Match made in hell
In Bhaskar Hazarika's Aamis, carnal desires and gluttony take a sinister turn.
When the National-Award winning filmmaker Bhaskar Hazarika was having dinner at a restaurant, his eyes met a sight that would serve as inspiration for his latest film Aamis (Ravening). Enamoured by a couple ravishing a plateful of meat, Hazarika decided to make a love story that blossoms over a fondness for non-vegetarian food. Well, that’s what Hazarika would like his audience to believe before they take their seats in movie theatres, at least.

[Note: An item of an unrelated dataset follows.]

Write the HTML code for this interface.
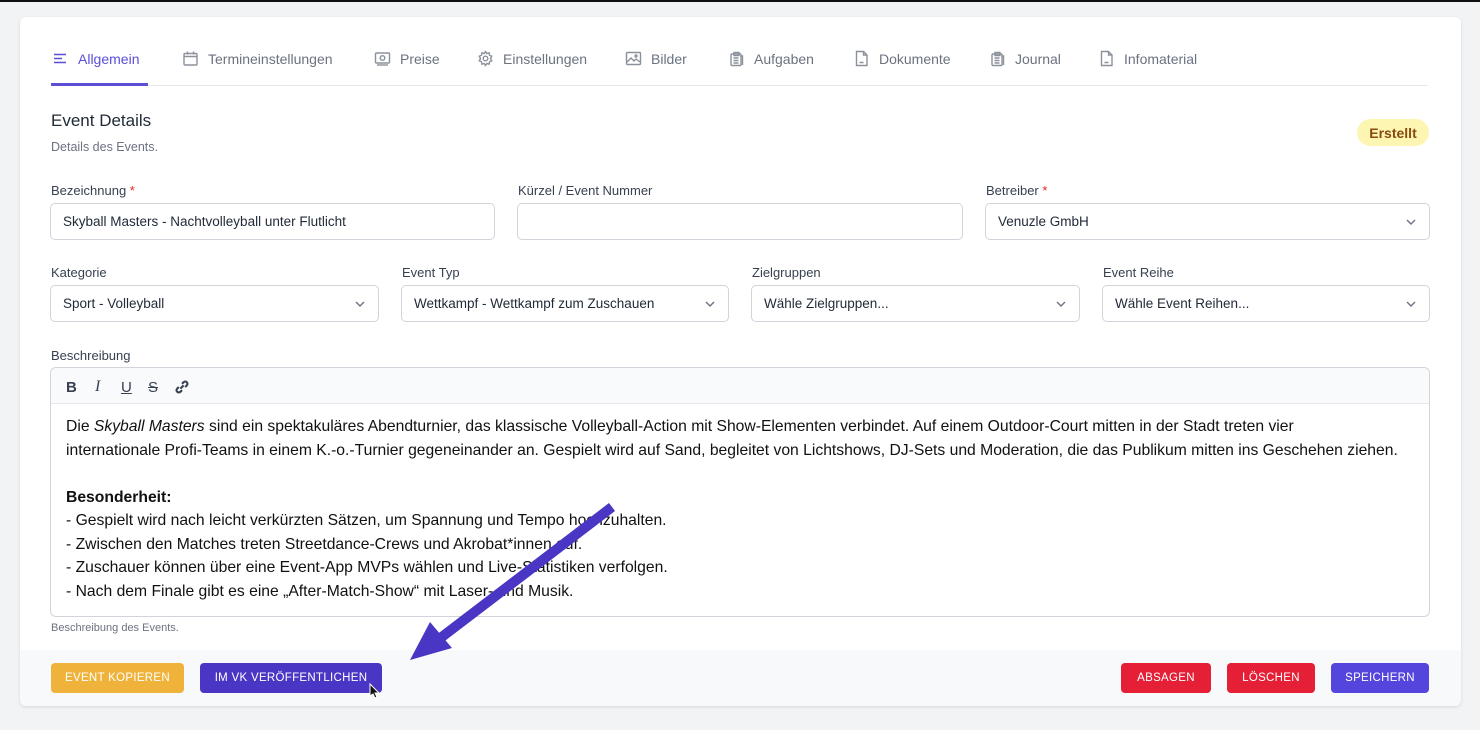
<!DOCTYPE html>
<html><head><meta charset="utf-8"><style>
*{box-sizing:border-box;margin:0;padding:0}
body{width:1480px;height:730px;background:#f2f3f5;font-family:"Liberation Sans",sans-serif;position:relative;overflow:hidden;color:#1f2937}
.a{position:absolute}
.topline{left:0;top:0;width:1480px;height:2px;background:#111}
.card{left:20px;top:17px;width:1441px;height:689px;background:#fff;border-radius:6px;box-shadow:0 1px 3px rgba(0,0,0,.12)}
.footer{left:20px;top:650px;width:1441px;height:56px;background:#f8f9fb;border-radius:0 0 6px 6px}
.tab{top:50px;font-size:14px;color:#6b7280;display:flex;align-items:center;gap:9px;white-space:nowrap}
.tab svg{width:17px;height:17px;fill:none;stroke:#8b919b;stroke-width:1.4}
.lbl{font-size:13px;color:#374151}
.lbl i{color:#e02424;font-style:normal}
.inp{height:37px;border:1px solid #d1d5db;border-radius:5px;background:#fff;font-size:13.5px;color:#1f2937;padding:0 12px;display:flex;align-items:center;justify-content:space-between;white-space:nowrap}
.inp svg{width:12px;height:12px}
.btn{height:30px;top:663px;border-radius:4px;color:#fff;font-size:11.5px;display:flex;align-items:center;justify-content:center;letter-spacing:.3px}
.desc{font-size:15.7px;line-height:23.5px;color:#111;white-space:nowrap}
</style></head><body>
<div class="a topline"></div>
<div class="a card"></div>
<div class="a footer"></div>

<div class="a tab" style="left:52px;color:#5a4fd6"><svg viewBox="0 0 17 17" style="stroke:#5a4fd6"><path d="M2 4.5h12M2 8.5h8M2 12.5h12"/></svg>Allgemein</div>
<div class="a tab" style="left:182px"><svg viewBox="0 0 17 17"><rect x="2" y="3.5" width="13" height="11.5" rx="1"/><path d="M2 6.5h13M5.5 1.5v3M11.5 1.5v3"/></svg>Termineinstellungen</div>
<div class="a tab" style="left:374px"><svg viewBox="0 0 17 17"><rect x="1.5" y="3" width="14" height="10" rx="1"/><circle cx="8.5" cy="8" r="2.3"/><path d="M3 15h11"/></svg>Preise</div>
<div class="a tab" style="left:477px"><svg viewBox="0 0 17 17"><circle cx="8.5" cy="8.5" r="2.3"/><path d="M8.5 1.5l1.3 2 2.3-.7.4 2.4 2.2 1-1.2 2.3 1.2 2.3-2.2 1-.4 2.4-2.3-.7-1.3 2-1.3-2-2.3.7-.4-2.4-2.2-1 1.2-2.3-1.2-2.3 2.2-1 .4-2.4 2.3.7z"/></svg>Einstellungen</div>
<div class="a tab" style="left:625px"><svg viewBox="0 0 17 17"><rect x="1.5" y="2.5" width="14" height="12" rx="1"/><path d="M2 12l4-4 3 3 2-2 4 3"/><circle cx="11" cy="6" r="1"/></svg>Bilder</div>
<div class="a tab" style="left:728px"><svg viewBox="0 0 17 17"><rect x="3" y="4" width="10" height="11.5" rx="1"/><path d="M6 2.5h5v3H6zM5.5 8h5M5.5 10.5h5M5.5 13h5M13 6h1.5v9"/></svg>Aufgaben</div>
<div class="a tab" style="left:853px"><svg viewBox="0 0 17 17"><path d="M3.5 1.5h7l3.5 3.5v10.5h-10.5z M10.5 1.5v3.5h3.5M6.5 12.5h4"/></svg>Dokumente</div>
<div class="a tab" style="left:989px"><svg viewBox="0 0 17 17"><rect x="3" y="4" width="10" height="11.5" rx="1"/><path d="M6 2.5h5v3H6zM5.5 8h5M5.5 10.5h5M5.5 13h5M13 6h1.5v9"/></svg>Journal</div>
<div class="a tab" style="left:1098px"><svg viewBox="0 0 17 17"><path d="M3.5 1.5h7l3.5 3.5v10.5h-10.5z M10.5 1.5v3.5h3.5M6.5 12.5h4"/></svg>Infomaterial</div>
<div class="a" style="left:51px;top:85px;width:1377px;height:1px;background:#e5e7eb"></div>
<div class="a" style="left:51px;top:83px;width:97px;height:3px;background:#5a4fd6"></div>

<div class="a" style="left:51px;top:111px;font-size:17px;color:#1f2937">Event Details</div>
<div class="a" style="left:51px;top:140px;font-size:12.5px;color:#6b7280">Details des Events.</div>
<div class="a" style="left:1357px;top:119px;width:72px;height:27px;border-radius:14px;background:#fdf6b2;color:#8a4a12;font-weight:bold;font-size:14px;display:flex;align-items:center;justify-content:center">Erstellt</div>

<div class="a lbl" style="left:51px;top:183px">Bezeichnung <i>*</i></div>
<div class="a lbl" style="left:518px;top:183px">Kürzel / Event Nummer</div>
<div class="a lbl" style="left:986px;top:183px">Betreiber <i>*</i></div>
<div class="a inp" style="left:50px;top:203px;width:445px">Skyball Masters - Nachtvolleyball unter Flutlicht</div>
<div class="a inp" style="left:517px;top:203px;width:446px"></div>
<div class="a inp" style="left:985px;top:203px;width:445px">Venuzle GmbH<svg viewBox="0 0 12 12"><path d="M2 4l4 4 4-4" fill="none" stroke="#6b7280" stroke-width="1.4"/></svg></div>

<div class="a lbl" style="left:51px;top:265px">Kategorie</div>
<div class="a lbl" style="left:402px;top:265px">Event Typ</div>
<div class="a lbl" style="left:752px;top:265px">Zielgruppen</div>
<div class="a lbl" style="left:1103px;top:265px">Event Reihe</div>
<div class="a inp" style="left:50px;top:285px;width:329px">Sport - Volleyball<svg viewBox="0 0 12 12"><path d="M2 4l4 4 4-4" fill="none" stroke="#6b7280" stroke-width="1.4"/></svg></div>
<div class="a inp" style="left:401px;top:285px;width:328px">Wettkampf - Wettkampf zum Zuschauen<svg viewBox="0 0 12 12"><path d="M2 4l4 4 4-4" fill="none" stroke="#6b7280" stroke-width="1.4"/></svg></div>
<div class="a inp" style="left:751px;top:285px;width:329px">Wähle Zielgruppen...<svg viewBox="0 0 12 12"><path d="M2 4l4 4 4-4" fill="none" stroke="#6b7280" stroke-width="1.4"/></svg></div>
<div class="a inp" style="left:1102px;top:285px;width:328px">Wähle Event Reihen...<svg viewBox="0 0 12 12"><path d="M2 4l4 4 4-4" fill="none" stroke="#6b7280" stroke-width="1.4"/></svg></div>

<div class="a lbl" style="left:51px;top:348px">Beschreibung</div>
<div class="a" style="left:50px;top:367px;width:1380px;height:250px;border:1px solid #d1d5db;border-radius:6px;overflow:hidden">
  <div style="height:36px;background:#f9fafb;border-bottom:1px solid #e5e7eb;position:relative;font-size:15px;color:#374151">
    <span class="a" style="left:15px;top:11px;font-weight:bold">B</span>
    <span class="a" style="left:44px;top:10px;font-style:italic;font-family:'Liberation Serif',serif;font-size:16px">I</span>
    <span class="a" style="left:70px;top:11px;text-decoration:underline">U</span>
    <span class="a" style="left:97px;top:11px;text-decoration:line-through">S</span>
    <svg class="a" style="left:123px;top:11px" width="16" height="16" viewBox="0 0 15 15" fill="none" stroke="#374151" stroke-width="2"><path d="M6 9l3-3M4.5 7.5l-1.5 1.5a2 2 0 003 3l1.5-1.5M10.5 7.5l1.5-1.5a2 2 0 00-3-3L7.5 4.5"/></svg>
  </div>
  <div class="desc" style="padding:11px 15px 0">
    <div>Die <i>Skyball Masters</i> sind ein spektakuläres Abendturnier, das klassische Volleyball-Action mit Show-Elementen verbindet. Auf einem Outdoor-Court mitten in der Stadt treten vier</div>
    <div>internationale Profi-Teams in einem K.-o.-Turnier gegeneinander an. Gespielt wird auf Sand, begleitet von Lichtshows, DJ-Sets und Moderation, die das Publikum mitten ins Geschehen ziehen.</div>
    <div>&nbsp;</div>
    <div><b>Besonderheit:</b></div>
    <div>- Gespielt wird nach leicht verkürzten Sätzen, um Spannung und Tempo hochzuhalten.</div>
    <div>- Zwischen den Matches treten Streetdance-Crews und Akrobat*innen auf.</div>
    <div>- Zuschauer können über eine Event-App MVPs wählen und Live-Statistiken verfolgen.</div>
    <div>- Nach dem Finale gibt es eine „After-Match-Show“ mit Laser- und Musik.</div>
  </div>
</div>
<div class="a" style="left:51px;top:622px;font-size:11px;color:#6b7280">Beschreibung des Events.</div>

<div class="a btn" style="left:51px;width:133px;background:#efb33b">EVENT KOPIEREN</div>
<div class="a btn" style="left:200px;width:182px;background:#4a36c4">IM VK VERÖFFENTLICHEN</div>
<div class="a btn" style="left:1121px;width:90px;background:#e41f36">ABSAGEN</div>
<div class="a btn" style="left:1227px;width:88px;background:#e41f36">LÖSCHEN</div>
<div class="a btn" style="left:1331px;width:98px;background:#5446dc">SPEICHERN</div>

<svg class="a" style="left:0;top:0" width="1480" height="730">
  <line x1="612" y1="507" x2="430" y2="646" stroke="#4a36c4" stroke-width="10"/>
  <polygon points="410,660 430,622 452,648" fill="#4a36c4"/>
  <path d="M370 684v12l3-2 2 4 2-1-2-4h4z" fill="#111" stroke="#fff" stroke-width="1"/>
</svg>
</body></html>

Premiered at the Tribeca Film Festival in New York, Aamis is, in essence, a love story that takes a macabre turn into all things sinister. This unconventional, genre-defying film even made Bollywood filmmaker Anurag Kashyap claim that the movie is unlike anything that has come out of India. Now that the film is getting a nation-wide release on November 22, this rom-com-meets-psychological horror has become a must-watch. “This movie was like research for your next projects — to see what works and what not works on the audience,” quips Hazarika, whose Assamese film made its Indian debut at the Jio MAMI Mumbai Film Festival last month.
In the film, Dr Nirmali Saikia (played by Lima Das) meets anthropology student Sumon Baruah (Arghadeep Baruah), who is researching meat-eating patterns in the North East. In the absence of Nirmali’s husband, she accompanies Sumon to various adventurous meals, and just like that, a slow-burn romance begins to simmer. But since Nirmali is not only a married-older woman but also a mother, this new exciting equation drifts into forbidden territory. The two are not able to consummate their desires, until one day they find a ghastly way.
“We were very clear that we will pitch the film like a Karan Johar-love story that people have seen many times — an older woman falling in love with a younger man — and then suddenly slip in the horror element,” says Hazarika about the film, which forces its viewers to reconsider what they know about carnality.
Hazarika, whose Kothanodi had also garnered critical accolades, was able to make this transition from one genre to the other so fluid because of his meticulously crafted script. “Filmmaking is a lot about manipulation, especially of the audience’s expectations. My learning is that you can start with a love story and end with a horror story, as long as there is logic to it,” he laughs.
The brilliance of the writing can be delineated within the first fifteen minutes of the movie. Nirmali says: “Meat is not the problem, gluttony is,” and this dialogue begins to echo in your mind during the last scene. You were warned. There are several other dialogues in the films that form a breadcrumb trail to the end of the film. Hazarika quips: “I am hoping that people see the hints, and then get two tickets and watch the film again.”
Although the film can glue you to your seat, inspire a walkout, make you give a standing ovation, or even turn you into a vegetarian, Hazarika insists that Aamis is not about its horror element, but what fear can make one do. The filmmaker, who has studied the horror genre with an academic approach, concludes, “What gets me about the film is the notion of fear. Because unlike a situation where you are happy, it is in the situation where you are fearful for your life that your true character comes out. It’s a very interesting space to bring stories in. It is not to titillate, exploit, or scare, but to explore fear rather than horror, and how it affects other people.”